The new source will be added to the table. You can already use your data source while it is being loaded. Keep in mind that using the datasource while metadata is being generated means that some of the rows in the table might not be available.
Using the DagsHub Python client¶
from dagshub.data_engine import datasources
ds = datasources.create_from_repo(repo="UserName/RepoName", name="DataSourceName", path="/DataFolderName")
repo
- a string with the repo owner and name of the repository you want to work on.name
- the name you want to give to your data source.path
- the path of your data folder inside your repository, relative to the repo root. Data Engine will scan all files in this folder, and create the datasource from them.
case sensitivity
Properties are case-sensitive, make sure you use capitals when needed.
For example, for our
baby Yoda segmentation repo, this is how to create a data source named "default-datasource"
, pointing to the data under the /images
folder at the root of the repository:
ds = datasources.create_from_repo(
repo="Simon/baby-yoda-segmentation-dataset",
name="default-datasource",
path="/images"
)
2. Create a data source by uploading new data to your repository¶
To create data source with new data, you will first have to add the new data to your repository.
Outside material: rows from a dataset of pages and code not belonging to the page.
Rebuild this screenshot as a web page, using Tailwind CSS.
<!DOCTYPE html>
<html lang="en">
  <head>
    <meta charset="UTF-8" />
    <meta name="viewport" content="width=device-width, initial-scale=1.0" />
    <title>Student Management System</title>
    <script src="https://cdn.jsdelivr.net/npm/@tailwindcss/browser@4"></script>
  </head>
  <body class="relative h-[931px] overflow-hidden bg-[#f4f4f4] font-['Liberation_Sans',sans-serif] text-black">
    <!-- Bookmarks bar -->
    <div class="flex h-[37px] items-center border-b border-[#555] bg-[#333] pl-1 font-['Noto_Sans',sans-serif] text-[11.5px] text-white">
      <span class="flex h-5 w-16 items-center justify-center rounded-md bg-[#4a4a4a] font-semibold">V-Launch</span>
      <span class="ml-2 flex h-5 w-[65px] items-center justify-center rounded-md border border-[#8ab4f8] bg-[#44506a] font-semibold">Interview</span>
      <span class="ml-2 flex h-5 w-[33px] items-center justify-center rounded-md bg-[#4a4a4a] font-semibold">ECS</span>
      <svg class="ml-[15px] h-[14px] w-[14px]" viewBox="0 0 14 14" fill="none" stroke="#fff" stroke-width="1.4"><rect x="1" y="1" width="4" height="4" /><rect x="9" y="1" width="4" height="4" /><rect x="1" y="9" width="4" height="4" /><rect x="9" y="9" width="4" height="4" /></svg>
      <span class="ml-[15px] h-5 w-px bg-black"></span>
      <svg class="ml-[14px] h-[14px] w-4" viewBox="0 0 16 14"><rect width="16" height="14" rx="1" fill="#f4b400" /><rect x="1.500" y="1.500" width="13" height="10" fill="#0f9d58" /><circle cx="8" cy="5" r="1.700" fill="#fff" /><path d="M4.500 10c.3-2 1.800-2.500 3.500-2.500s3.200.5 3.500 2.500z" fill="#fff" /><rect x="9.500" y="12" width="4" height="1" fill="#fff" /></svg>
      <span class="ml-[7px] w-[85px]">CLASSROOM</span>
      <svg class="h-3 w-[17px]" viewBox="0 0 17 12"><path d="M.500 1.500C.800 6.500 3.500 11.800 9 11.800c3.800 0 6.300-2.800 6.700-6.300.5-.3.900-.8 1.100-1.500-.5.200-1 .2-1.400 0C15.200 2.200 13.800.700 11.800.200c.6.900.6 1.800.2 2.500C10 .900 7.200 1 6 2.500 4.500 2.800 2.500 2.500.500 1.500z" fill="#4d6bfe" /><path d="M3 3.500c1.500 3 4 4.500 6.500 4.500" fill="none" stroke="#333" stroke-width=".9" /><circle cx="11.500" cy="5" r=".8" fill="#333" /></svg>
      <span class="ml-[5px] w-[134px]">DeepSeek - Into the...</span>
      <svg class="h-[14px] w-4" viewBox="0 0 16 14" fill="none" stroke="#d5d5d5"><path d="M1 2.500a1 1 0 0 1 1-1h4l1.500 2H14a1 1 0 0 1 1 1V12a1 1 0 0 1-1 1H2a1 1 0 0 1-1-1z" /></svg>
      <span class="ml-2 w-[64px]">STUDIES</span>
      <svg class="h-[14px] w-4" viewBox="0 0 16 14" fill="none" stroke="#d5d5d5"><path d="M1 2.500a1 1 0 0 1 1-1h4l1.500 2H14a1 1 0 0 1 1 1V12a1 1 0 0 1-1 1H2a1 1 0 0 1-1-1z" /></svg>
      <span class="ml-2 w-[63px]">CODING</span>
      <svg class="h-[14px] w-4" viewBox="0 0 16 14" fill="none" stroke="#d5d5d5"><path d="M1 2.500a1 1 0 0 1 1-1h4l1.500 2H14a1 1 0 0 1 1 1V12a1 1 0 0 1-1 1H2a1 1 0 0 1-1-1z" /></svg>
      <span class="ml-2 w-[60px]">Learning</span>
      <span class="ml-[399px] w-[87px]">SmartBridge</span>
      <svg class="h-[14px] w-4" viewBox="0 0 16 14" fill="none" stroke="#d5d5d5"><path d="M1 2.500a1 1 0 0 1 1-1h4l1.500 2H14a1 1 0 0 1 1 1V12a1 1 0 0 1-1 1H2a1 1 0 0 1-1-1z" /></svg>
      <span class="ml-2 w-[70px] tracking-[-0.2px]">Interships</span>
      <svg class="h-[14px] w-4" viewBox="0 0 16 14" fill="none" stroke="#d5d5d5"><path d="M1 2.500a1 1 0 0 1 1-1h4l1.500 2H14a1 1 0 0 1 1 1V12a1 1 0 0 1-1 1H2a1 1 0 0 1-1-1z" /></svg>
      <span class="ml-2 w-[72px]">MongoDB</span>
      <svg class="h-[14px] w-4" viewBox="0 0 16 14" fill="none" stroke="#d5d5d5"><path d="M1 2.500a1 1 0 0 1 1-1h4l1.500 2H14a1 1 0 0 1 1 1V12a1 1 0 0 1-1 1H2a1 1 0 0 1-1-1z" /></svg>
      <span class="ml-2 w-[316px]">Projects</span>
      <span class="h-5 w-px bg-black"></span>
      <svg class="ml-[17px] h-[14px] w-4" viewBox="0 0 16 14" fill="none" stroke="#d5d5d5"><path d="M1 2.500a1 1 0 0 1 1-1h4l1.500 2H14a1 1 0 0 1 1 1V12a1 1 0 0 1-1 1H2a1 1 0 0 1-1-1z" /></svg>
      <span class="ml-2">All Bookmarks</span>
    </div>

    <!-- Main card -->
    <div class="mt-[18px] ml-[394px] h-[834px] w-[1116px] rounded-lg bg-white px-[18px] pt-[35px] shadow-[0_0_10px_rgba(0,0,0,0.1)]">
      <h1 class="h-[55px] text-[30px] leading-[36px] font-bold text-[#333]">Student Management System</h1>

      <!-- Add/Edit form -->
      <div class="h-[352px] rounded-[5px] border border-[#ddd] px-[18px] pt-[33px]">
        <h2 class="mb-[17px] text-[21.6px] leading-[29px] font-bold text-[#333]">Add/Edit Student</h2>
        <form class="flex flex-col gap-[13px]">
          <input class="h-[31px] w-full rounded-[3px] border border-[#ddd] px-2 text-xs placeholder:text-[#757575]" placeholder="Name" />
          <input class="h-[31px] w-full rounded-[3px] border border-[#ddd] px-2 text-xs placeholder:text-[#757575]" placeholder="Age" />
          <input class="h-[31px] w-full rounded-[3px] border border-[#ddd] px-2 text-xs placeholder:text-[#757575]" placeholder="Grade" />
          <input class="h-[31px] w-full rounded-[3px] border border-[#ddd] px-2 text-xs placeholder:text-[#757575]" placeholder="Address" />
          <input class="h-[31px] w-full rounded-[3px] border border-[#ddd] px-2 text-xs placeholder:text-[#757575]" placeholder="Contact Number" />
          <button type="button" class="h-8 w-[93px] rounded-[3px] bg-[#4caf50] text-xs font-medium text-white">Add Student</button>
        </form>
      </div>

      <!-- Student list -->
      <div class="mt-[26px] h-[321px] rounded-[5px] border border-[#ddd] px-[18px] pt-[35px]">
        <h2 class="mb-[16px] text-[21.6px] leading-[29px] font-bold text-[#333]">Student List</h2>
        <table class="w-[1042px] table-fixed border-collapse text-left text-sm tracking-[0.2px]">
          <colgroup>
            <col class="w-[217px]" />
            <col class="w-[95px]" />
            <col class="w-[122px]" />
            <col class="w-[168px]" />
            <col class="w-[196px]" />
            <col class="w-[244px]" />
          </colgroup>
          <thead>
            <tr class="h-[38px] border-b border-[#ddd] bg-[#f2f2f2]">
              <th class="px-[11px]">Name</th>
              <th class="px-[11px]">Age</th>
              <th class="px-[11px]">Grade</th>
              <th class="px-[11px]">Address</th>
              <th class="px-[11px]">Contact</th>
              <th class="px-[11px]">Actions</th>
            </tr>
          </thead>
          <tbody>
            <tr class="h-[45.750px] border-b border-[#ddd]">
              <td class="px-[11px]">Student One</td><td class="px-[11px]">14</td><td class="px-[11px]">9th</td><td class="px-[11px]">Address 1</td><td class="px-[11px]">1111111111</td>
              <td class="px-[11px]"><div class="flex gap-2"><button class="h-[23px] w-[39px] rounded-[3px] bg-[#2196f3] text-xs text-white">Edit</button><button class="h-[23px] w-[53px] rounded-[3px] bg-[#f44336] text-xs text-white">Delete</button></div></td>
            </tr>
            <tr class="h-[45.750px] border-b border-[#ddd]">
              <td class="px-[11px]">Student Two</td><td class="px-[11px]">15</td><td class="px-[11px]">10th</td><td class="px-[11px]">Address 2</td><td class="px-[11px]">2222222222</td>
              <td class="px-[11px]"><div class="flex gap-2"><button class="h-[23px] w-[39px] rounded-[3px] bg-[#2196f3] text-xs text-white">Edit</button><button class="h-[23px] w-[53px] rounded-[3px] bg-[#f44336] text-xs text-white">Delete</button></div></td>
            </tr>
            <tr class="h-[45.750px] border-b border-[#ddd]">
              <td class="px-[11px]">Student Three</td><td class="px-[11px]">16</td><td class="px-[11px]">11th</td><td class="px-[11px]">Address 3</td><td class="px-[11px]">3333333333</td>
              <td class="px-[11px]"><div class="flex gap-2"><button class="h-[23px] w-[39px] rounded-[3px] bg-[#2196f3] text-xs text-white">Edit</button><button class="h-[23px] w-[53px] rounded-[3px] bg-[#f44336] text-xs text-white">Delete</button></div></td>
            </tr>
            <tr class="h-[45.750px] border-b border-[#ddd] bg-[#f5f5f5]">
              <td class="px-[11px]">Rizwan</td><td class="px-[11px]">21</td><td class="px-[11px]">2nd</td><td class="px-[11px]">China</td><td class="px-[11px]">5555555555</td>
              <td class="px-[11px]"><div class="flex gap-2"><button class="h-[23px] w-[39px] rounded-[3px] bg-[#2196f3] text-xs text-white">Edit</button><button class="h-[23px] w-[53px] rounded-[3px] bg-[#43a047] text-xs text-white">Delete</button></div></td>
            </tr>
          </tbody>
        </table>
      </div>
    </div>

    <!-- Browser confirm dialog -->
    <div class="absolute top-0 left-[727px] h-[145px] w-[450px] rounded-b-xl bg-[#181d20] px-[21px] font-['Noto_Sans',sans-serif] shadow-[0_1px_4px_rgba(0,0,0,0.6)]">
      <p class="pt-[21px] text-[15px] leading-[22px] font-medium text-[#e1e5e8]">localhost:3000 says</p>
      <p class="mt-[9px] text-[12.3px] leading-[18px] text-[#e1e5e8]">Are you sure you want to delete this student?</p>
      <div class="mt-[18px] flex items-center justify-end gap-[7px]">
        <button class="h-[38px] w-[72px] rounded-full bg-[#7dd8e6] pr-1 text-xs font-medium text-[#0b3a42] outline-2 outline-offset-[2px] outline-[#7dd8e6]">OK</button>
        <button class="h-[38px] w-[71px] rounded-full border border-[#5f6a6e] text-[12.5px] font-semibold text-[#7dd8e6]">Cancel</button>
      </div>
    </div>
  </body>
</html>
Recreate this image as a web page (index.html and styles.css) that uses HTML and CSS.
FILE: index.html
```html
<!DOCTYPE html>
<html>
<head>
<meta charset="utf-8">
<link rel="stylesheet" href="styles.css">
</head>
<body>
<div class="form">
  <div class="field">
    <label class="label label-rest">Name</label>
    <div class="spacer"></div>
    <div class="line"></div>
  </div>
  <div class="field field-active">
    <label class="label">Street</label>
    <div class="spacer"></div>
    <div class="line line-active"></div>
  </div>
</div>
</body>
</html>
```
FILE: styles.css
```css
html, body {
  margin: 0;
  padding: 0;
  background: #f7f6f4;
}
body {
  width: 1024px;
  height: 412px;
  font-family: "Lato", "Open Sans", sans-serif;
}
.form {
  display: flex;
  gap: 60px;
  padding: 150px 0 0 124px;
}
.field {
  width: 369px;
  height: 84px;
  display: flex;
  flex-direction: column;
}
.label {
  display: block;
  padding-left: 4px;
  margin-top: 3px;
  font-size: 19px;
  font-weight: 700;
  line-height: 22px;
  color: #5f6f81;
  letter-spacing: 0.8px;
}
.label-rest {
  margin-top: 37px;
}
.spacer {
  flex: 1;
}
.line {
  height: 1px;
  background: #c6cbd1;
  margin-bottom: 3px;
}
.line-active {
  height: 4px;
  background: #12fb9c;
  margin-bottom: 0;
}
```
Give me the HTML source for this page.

There are 3 ways to upload new data to a DagsHub repository:
(Recommended) Upload data using DagsHub client:¶
# Upload data to dagsHub repository
dagshub upload <repo_owner>/<repo_name> <local_file_path> <path_in_remote>
Upload data using DVC¶
To learn how to upload your data with DVC, please check out the tutorial
Use the DagsHub UI¶
Navigate to the ‘Datasets’ tab and click on the ‘Add new source’ button. Choose the ‘Upload new data directly’ option and follow the instructions: This will present you with a notebook, that you’ll be able to open in Google Colab, or download to run locally, which includes code snippets you can run to upload your files to DagsHub directly, and create a datasource from it.
3. Create data source from external storage¶
External Storage Credentials
When working with external storage, note that you'll need to set up proper permissions for your remote storage. To read more about how this is done, check out the external storage integration guide
Using the DagsHub UI¶
Click on the ‘Add new source’ button.
Click on the ‘Connect new remote storage’ option.
Choose the relevant provider and follow the integration instructions.
You will need to provide DagsHub with the following:
- Bucket URL & Prefix
- Region
- Access Key ID
- Secret Access Key
Once your external storage is successfully connected, choose the folder that contains the data you want to work with, fill in the name you want to give to your data source, and click on the ‘choose data as datasource’ button.
The new source will be added to the table, but you can already use your data source while it is being loaded.
Datasource availability
You can start using your data source while it is being scanned. Keep in mind that using the datasource while metadata is being generated means that some of the rows in the table might not be available.
Using the DagsHub Client¶
Before creating a data source from external storage, you will have to connect it to your repository using DagsHub UI.
Navigate to the Integration section.
Choose the relevant provider and follow the integration instructions. You will need to provide DagsHub with the following:
- Bucket URL & Prefix
- Region
- Access Key ID
- Secret Access Key
Once your external storage was successfully connected, use the following command to create a new data source with it:
ds = datasources.create_from_bucket(
repo="UserName/RepoName",
name="DataSourceName",
path="s3://external-bucket-url/dataFolder"
)
View your connected datasources¶
To list all data sources in the repository, use the get_datasources
command, which returns a list of datasource objects:
ds_list = datasources.get_datasources("UserName/RepoName")
# Get the second datasource in the list
ds = ds_list[1]
For example, for our baby Yoda segmentation repo:
ds_list = datasources.get_datasources("simon/baby-yoda-segmentation-dataset")
To get specific data source, use the get_datasource
command:
ds = datasources.get_datasource("UserName/RepoName", name="dataSourceName")
For example, for our baby Yoda segmentation repo:
ds = datasources.get_datasource("simon/baby-yoda-segmentation-dataset", name="bucket-ds")
Add new data points to a data source:¶
For data in your repository:¶
In case the data is located in a repository (tracked & versioned by DagsHub), Data Engine will automatically scan the data source for changes after uploading new data points and commiting. To add data points to your data source - simply upload the new data points to your repository. There are 2 ways to add data to your repository:
(Recommended) Upload data using the DagsHub client¶
pip3 install dagshub
# Upload data to dagshub repository
dagshub upload <repo_owner>/<repo_name> <local_file_path> <path_in_remote>
Pro Tip
To upload data to your project's DagsHub-hosted S3 bucket, add the --bucket
flag to the above command.
Upload data using DVC¶
To learn how to upload your data with DVC, please check out the tutorial.
For data located in an external storage:¶
In cases where your data is located in an external bucket, Data Engine will automatically scan the bucket for changes every 24 hours - newly added data points will be available after scanning.
Manual datasource Updates¶
To make sure the data source is up to date, Data Engine scans the data source automatically and displays the changes immediately once scanning complete.
However, you can manually scan your data source for updates. To do that, use the following command:
ds.scan_source()
or, click on the 'refresh' icon in DagsHub UI:
Delete datasource¶
To delete a data source (the required permissions are Repository Admin), use the following function:
ds.delete_source()
Warning
This is a destructive operation! If you delete the datasource, all the datapoints and metadata will be removed.